---------- Provided material

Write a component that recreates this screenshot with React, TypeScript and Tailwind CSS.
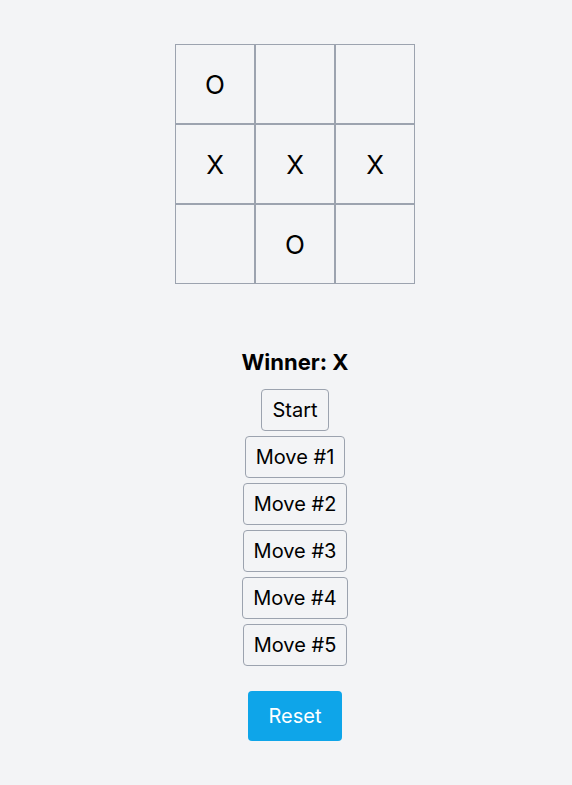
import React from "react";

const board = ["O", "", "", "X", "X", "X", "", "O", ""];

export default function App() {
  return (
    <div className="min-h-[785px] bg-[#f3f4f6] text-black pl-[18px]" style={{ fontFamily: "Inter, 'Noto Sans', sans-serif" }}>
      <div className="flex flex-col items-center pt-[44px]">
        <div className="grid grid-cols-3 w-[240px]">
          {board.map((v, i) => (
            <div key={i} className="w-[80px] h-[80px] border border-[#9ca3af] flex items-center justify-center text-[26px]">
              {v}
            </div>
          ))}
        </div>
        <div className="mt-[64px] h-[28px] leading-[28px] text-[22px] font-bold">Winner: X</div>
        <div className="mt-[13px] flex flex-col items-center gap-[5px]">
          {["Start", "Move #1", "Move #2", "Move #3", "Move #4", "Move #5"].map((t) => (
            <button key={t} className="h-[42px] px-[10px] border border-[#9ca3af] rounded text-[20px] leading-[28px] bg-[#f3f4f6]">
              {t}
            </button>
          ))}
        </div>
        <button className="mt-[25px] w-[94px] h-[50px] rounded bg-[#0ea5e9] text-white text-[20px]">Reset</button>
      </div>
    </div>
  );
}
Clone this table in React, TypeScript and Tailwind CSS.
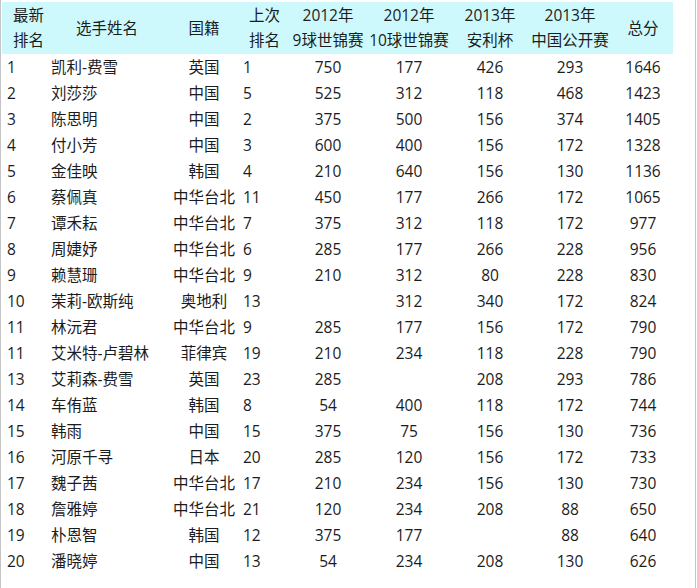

--------------------

▶ _Work instructions_: Leaving the pictures aside, transcribe the entire listing exactly.

▶ _Output_:
Write a component that recreates this screenshot with React, TypeScript and Tailwind CSS.
import React from "react";

const board = ["O", "", "", "X", "X", "X", "", "O", ""];

export default function App() {
  return (
    <div className="min-h-[785px] bg-[#f3f4f6] text-black pl-[18px]" style={{ fontFamily: "Inter, 'Noto Sans', sans-serif" }}>
      <div className="flex flex-col items-center pt-[44px]">
        <div className="grid grid-cols-3 w-[240px]">
          {board.map((v, i) => (
            <div key={i} className="w-[80px] h-[80px] border border-[#9ca3af] flex items-center justify-center text-[26px]">
              {v}
            </div>
          ))}
        </div>
        <div className="mt-[64px] h-[28px] leading-[28px] text-[22px] font-bold">Winner: X</div>
        <div className="mt-[13px] flex flex-col items-center gap-[5px]">
          {["Start", "Move #1", "Move #2", "Move #3", "Move #4", "Move #5"].map((t) => (
            <button key={t} className="h-[42px] px-[10px] border border-[#9ca3af] rounded text-[20px] leading-[28px] bg-[#f3f4f6]">
              {t}
            </button>
          ))}
        </div>
        <button className="mt-[25px] w-[94px] h-[50px] rounded bg-[#0ea5e9] text-white text-[20px]">Reset</button>
      </div>
    </div>
  );
}
Clone this table in React, TypeScript and Tailwind CSS.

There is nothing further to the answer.